Blackfoot Daisy (Melampodium leucanthum) is a herbaceous perennial native to Central Texas and found throughout New Mexico, Arizona, and Colorado. Part of the Aster family, they are characterized by their typical daisy-like white flowers with yellow centers. They will grow to a size of around 12″ tall and 24″ wide.
This Texan native plant is ideal for planting in dry, desert-like and plains-like areas where the amount and frequency of water is restricted. Their long flowering time, hardiness, and drought tolerant nature makes them a popular choice for areas where other plants fail to grow, and they make a pretty and eye-catching addition to rock gardens.
How to Grow Blackfoot Daisy
Blackfoot Daisy (Melampodium leucanthum) flowers are very easy to grow. The soil needs no special preparation, and they don’t even need regular watering. This is truly a plant where you need to do little more than throw the seeds on the ground (preferably in full sun) and brush gently to cover them, then leave them be!

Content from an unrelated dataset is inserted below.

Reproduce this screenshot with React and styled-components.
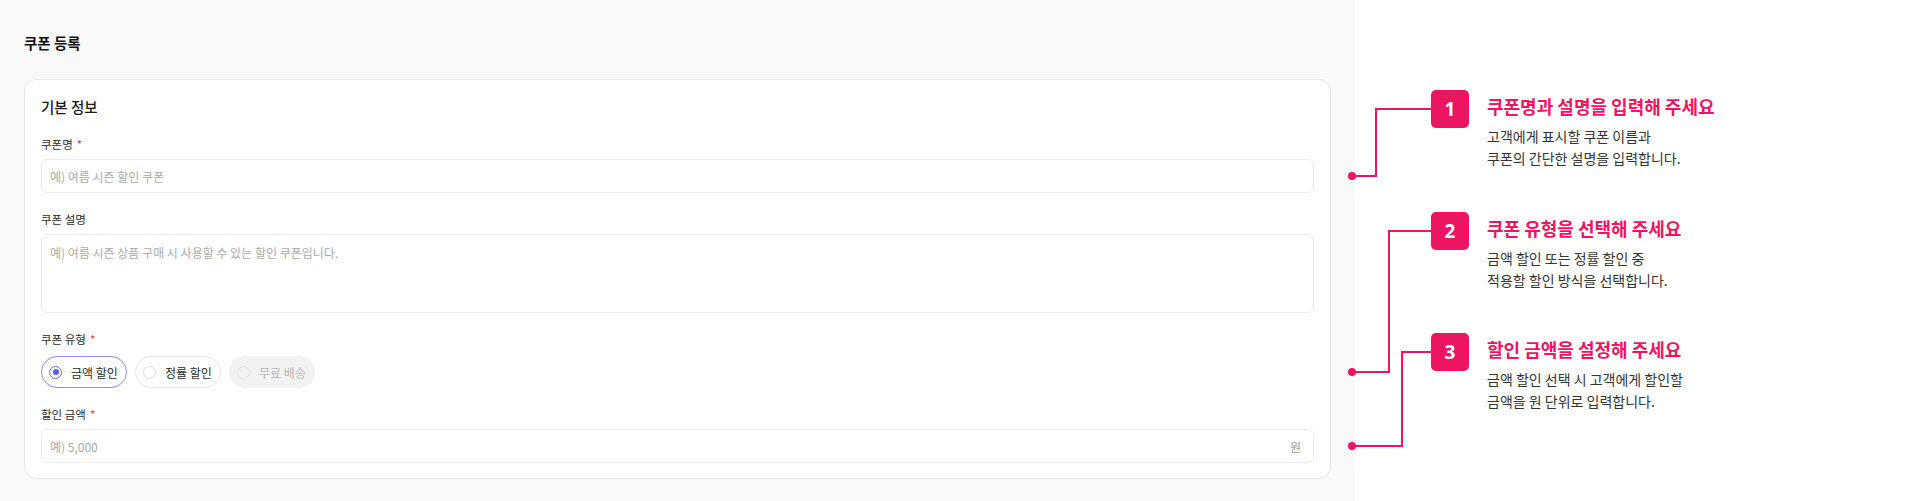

Because they tolerate heat, cold, and irregular watering, they are an excellent choice for novice or infrequent gardeners. They also make an ideal ground cover and are a great choice for nature lovers, thanks to their flowers attracting wild birds, butterflies, and bees. Oh, and they’re also relatively deer and rabbit resistant.
Read on for more detailed information and tips:
What conditions do you need to grow Blackfoot Daisy?
A limey or sandy soil is the optimal habitat for Blackfoot Daisy. It does not like the richness enjoyed by many other plants or very nutrient or clay-heavy soils. In fact, over-fertilizing the soil may shorten its flowering season. It prefers full sun, so avoid shady areas.
What makes Blackfoot Daisy such a great choice for so many gardens is that while it prefers hot, dry, and arid conditions, it will also tolerate cold well – even light to medium frosts. It can survive the occasional drought and will do well in poor quality, nutrient-deficient soils.
When should you plant Blackfoot Daisy?
Plant from seed directly into the garden in the late Fall. If you are planning to grow it in a container, plant seeds in the Winter under a cold frame or unheated greenhouse. It does not need to be started indoors or in the warmth of a heated greenhouse.
Step-by-Step Instructions for Growing Blackfoot Daisies
Growing Blackfoot Daisies is simple:
- Preparation – Find a sunny spot, preferably in full sun (rock gardens work well, although a garden bed is fine). You should not need to mulch or fertilize before planting. If the soil is very rich, mix gravel mulch and sand through to ensure there is adequate drainage.
- Planting – Sprinkle the seeds and cover them with soil – that’s it! You can grow from cuttings, but it’s easier from seed.
- Care – Don’t overwater. Water once or twice weekly at most, even when hot. Soak the surrounding ground, rather than the plants or leaves themselves.
Get the most out of your plant with these tips:
- Blackfoot Daisies make an excellent ground cover, making them a great choice for mass planting. Thanks to their long season (early Spring – through late Fall/Early Winter), they will continue to keep the area looking pretty for a long time after most of your plants have ended.
- Cut back by 50% in late Fall to ensure that they look their best the following year.
- If you have a wall or ledge that they can tumble down, they can be made into a pretty and attractive feature in your garden, especially once their daisy-like flowers come out.
- Their deep taproot will develop root rot if there is a lot of below-surface water. This same taproot makes replanting or relocating it difficult once it is established.
- Blackfoot Daisy grown in containers will need more water than those planted in the garden. However, take care not to overwater, and cease watering at all during the Winter.
- They will self-seed, so take care to deadhead your plants at the end of Fall, unless you wish to have more plants in the surrounding area the following year. Deadhead your plants in early Winter and collect the dry seeds for replanting by gently shaking the flowers onto a piece of paper. Dry well and store until needed.
- They make an excellent companion plant for cacti or succulents, blanket flower, or feather reed grass.
Blackfoot Daisy Uses
Blackfoot Daisy is a perfect border plant, and is suitable for mass planting. They are also relatively deer and rabbit resistant, being too tough and woody for them to enjoy. They are also useful for attracting wildlife, such as bees and butterflies to the garden. Their flowers also look great!